───── EXERCISE DATA ─────

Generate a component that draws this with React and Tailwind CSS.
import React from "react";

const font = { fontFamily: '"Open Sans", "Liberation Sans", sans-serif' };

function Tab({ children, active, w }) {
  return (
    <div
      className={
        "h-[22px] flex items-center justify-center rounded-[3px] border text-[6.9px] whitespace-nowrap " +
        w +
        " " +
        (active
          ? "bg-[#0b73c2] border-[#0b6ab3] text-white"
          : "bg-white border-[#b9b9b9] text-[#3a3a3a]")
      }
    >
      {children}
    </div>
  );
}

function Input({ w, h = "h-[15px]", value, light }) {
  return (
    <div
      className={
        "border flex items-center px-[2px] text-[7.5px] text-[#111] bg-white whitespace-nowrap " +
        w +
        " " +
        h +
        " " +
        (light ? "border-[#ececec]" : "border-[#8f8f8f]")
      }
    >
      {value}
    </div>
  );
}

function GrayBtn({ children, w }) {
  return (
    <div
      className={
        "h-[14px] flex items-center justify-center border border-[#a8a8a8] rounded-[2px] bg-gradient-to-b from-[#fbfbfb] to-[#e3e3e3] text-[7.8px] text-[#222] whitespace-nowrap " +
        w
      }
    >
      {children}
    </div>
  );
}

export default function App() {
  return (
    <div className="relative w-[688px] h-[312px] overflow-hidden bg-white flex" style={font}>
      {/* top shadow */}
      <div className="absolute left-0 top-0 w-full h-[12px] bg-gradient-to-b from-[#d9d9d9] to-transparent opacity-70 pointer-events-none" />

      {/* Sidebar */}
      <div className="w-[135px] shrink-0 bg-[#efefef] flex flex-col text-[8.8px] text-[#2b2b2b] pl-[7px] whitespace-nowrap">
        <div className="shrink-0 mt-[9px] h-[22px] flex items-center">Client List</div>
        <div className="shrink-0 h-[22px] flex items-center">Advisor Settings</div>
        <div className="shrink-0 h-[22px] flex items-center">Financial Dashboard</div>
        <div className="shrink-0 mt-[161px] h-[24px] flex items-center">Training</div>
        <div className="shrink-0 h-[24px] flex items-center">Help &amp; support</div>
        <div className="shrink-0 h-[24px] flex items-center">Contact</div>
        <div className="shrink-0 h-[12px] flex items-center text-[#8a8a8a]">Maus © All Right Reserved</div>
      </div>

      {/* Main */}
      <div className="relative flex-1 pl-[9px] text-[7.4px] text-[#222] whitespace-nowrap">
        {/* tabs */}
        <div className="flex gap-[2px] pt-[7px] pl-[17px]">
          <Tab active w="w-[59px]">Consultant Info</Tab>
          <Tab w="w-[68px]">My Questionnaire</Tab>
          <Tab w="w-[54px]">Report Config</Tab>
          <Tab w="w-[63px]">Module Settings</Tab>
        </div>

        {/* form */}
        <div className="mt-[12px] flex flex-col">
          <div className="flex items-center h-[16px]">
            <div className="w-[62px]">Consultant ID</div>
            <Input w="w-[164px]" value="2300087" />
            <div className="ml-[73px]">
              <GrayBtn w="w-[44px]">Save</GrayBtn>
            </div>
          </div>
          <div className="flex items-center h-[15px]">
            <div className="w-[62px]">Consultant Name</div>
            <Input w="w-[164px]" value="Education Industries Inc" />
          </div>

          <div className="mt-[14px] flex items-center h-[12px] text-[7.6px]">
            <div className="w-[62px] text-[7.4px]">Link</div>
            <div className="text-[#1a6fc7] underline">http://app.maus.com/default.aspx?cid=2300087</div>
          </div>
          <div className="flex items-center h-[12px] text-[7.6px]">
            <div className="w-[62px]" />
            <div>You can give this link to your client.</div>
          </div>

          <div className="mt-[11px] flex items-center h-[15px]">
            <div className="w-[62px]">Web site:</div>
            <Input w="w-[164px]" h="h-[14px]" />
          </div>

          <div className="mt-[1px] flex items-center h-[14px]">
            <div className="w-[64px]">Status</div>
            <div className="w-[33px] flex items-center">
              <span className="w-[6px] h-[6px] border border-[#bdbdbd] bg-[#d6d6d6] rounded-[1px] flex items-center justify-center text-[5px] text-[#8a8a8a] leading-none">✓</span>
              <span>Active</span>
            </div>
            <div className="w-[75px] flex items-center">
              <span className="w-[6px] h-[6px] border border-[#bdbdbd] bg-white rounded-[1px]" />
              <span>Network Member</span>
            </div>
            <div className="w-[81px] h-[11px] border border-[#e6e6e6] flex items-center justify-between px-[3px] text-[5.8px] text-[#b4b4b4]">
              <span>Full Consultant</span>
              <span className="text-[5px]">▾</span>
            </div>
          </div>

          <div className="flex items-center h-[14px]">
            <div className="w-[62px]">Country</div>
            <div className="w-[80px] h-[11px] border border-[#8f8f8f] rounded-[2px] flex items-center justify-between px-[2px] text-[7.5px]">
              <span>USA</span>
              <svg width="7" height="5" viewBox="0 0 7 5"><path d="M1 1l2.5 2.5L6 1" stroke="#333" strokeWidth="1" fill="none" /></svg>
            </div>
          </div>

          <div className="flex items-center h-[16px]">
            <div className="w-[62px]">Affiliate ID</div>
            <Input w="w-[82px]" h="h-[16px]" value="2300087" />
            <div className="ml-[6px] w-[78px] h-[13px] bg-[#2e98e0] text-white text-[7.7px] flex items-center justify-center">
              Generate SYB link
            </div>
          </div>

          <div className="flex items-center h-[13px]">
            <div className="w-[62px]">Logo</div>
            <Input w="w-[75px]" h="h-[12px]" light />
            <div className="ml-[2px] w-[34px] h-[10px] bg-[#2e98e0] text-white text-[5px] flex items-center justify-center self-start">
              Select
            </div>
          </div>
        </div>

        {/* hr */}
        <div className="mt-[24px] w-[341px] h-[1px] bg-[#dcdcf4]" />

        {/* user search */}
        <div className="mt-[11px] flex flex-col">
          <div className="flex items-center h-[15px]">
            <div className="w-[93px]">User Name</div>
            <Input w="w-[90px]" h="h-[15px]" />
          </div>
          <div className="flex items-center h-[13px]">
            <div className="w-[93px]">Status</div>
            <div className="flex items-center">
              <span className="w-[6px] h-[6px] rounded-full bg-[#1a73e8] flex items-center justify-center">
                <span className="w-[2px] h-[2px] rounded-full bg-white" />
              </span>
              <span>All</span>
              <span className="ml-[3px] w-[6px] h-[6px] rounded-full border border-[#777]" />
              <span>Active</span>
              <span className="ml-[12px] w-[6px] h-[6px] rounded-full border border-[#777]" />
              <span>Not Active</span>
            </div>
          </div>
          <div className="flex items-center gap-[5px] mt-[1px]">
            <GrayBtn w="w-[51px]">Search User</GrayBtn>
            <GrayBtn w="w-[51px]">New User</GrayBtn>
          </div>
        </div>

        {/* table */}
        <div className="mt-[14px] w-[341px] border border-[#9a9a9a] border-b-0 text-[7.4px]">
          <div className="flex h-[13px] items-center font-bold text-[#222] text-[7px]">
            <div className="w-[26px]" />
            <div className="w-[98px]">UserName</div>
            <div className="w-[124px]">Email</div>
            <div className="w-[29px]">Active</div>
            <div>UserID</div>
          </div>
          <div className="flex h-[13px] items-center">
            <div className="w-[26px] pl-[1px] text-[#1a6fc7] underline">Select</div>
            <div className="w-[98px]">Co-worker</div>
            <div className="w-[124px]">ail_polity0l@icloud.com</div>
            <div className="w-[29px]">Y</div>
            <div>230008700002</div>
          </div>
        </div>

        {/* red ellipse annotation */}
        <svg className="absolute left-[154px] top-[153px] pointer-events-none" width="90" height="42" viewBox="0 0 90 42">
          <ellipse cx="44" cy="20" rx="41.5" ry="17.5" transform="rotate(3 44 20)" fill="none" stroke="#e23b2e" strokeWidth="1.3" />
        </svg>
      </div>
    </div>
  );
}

─────
───── EXERCISE DATA ─────

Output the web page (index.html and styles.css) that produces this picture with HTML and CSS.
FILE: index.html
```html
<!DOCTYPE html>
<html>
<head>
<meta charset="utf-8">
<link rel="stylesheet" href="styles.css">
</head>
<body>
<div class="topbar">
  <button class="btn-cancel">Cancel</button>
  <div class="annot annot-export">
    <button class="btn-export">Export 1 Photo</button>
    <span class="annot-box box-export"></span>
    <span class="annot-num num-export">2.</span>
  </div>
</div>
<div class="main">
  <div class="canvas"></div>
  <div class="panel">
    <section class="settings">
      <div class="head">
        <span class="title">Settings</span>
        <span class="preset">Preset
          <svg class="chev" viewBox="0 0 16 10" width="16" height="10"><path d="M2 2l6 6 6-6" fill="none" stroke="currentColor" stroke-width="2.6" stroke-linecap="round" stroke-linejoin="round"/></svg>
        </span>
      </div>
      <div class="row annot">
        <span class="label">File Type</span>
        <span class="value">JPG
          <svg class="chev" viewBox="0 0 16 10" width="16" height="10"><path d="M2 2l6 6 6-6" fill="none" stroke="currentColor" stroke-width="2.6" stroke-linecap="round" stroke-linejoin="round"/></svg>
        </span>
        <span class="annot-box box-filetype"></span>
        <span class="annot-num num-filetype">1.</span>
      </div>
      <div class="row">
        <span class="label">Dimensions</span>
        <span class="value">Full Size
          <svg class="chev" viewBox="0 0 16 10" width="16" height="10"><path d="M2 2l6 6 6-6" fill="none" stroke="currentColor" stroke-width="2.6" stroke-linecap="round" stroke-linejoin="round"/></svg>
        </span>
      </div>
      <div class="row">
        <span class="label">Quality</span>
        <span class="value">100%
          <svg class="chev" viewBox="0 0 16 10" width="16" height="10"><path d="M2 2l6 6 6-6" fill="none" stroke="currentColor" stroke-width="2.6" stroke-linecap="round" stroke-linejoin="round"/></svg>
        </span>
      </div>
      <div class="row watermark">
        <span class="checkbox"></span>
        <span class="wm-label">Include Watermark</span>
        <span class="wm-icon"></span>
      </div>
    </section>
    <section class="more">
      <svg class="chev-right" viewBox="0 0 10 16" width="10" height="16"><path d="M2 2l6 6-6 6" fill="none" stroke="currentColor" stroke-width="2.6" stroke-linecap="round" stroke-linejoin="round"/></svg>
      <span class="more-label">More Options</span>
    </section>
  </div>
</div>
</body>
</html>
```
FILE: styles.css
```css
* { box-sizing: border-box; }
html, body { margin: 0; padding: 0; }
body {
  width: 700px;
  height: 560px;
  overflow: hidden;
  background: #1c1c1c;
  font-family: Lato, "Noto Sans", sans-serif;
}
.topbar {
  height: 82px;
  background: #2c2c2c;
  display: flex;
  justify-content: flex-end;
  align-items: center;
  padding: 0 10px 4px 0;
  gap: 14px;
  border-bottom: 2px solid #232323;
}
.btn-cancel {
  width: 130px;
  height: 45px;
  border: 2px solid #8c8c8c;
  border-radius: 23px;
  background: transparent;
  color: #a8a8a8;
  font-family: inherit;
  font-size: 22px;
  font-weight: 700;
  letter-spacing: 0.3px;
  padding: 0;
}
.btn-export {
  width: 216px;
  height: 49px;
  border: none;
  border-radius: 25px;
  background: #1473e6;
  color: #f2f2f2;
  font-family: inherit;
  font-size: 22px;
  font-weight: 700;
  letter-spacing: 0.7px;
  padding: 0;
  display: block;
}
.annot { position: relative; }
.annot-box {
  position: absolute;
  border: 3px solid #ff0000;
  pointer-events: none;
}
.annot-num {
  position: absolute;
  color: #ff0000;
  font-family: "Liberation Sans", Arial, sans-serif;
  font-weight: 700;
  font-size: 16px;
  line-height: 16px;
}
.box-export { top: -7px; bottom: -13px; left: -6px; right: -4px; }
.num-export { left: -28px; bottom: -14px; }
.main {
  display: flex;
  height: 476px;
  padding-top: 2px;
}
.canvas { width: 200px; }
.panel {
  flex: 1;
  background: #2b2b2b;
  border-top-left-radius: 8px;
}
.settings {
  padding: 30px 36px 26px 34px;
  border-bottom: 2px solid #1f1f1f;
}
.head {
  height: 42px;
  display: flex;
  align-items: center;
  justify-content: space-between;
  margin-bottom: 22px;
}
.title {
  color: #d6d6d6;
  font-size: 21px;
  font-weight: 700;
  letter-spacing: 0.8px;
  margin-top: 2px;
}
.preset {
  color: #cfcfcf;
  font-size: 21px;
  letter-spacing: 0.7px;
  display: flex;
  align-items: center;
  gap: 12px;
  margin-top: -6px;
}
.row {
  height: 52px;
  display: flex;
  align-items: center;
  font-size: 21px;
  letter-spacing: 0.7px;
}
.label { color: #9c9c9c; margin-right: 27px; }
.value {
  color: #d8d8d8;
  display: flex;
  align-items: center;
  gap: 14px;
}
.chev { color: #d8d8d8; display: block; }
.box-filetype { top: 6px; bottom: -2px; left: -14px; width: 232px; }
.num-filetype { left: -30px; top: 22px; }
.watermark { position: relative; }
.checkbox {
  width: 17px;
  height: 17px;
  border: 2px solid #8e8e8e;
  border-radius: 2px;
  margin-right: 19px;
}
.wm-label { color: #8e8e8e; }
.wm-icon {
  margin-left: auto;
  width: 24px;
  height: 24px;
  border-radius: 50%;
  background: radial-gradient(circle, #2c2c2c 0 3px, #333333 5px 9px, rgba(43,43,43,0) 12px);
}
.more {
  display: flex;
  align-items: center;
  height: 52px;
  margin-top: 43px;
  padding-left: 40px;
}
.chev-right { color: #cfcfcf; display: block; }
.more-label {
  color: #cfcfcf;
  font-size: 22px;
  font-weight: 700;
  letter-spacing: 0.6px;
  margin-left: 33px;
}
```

─────

> **EXERCISE DIRECTIONS**:
Exactly as written, quote the lines from the one that has "Generate a component" down to the one that has "left-0 top-0 w-full", and include both.

> **RESULT FOR THIS TASK**:
Generate a component that draws this with React and Tailwind CSS.
import React from "react";

const font = { fontFamily: '"Open Sans", "Liberation Sans", sans-serif' };

function Tab({ children, active, w }) {
  return (
    <div
      className={
        "h-[22px] flex items-center justify-center rounded-[3px] border text-[6.9px] whitespace-nowrap " +
        w +
        " " +
        (active
          ? "bg-[#0b73c2] border-[#0b6ab3] text-white"
          : "bg-white border-[#b9b9b9] text-[#3a3a3a]")
      }
    >
      {children}
    </div>
  );
}

function Input({ w, h = "h-[15px]", value, light }) {
  return (
    <div
      className={
        "border flex items-center px-[2px] text-[7.5px] text-[#111] bg-white whitespace-nowrap " +
        w +
        " " +
        h +
        " " +
        (light ? "border-[#ececec]" : "border-[#8f8f8f]")
      }
    >
      {value}
    </div>
  );
}

function GrayBtn({ children, w }) {
  return (
    <div
      className={
        "h-[14px] flex items-center justify-center border border-[#a8a8a8] rounded-[2px] bg-gradient-to-b from-[#fbfbfb] to-[#e3e3e3] text-[7.8px] text-[#222] whitespace-nowrap " +
        w
      }
    >
      {children}
    </div>
  );
}

export default function App() {
  return (
    <div className="relative w-[688px] h-[312px] overflow-hidden bg-white flex" style={font}>
      {/* top shadow */}
      <div className="absolute left-0 top-0 w-full h-[12px] bg-gradient-to-b from-[#d9d9d9] to-transparent opacity-70 pointer-events-none" />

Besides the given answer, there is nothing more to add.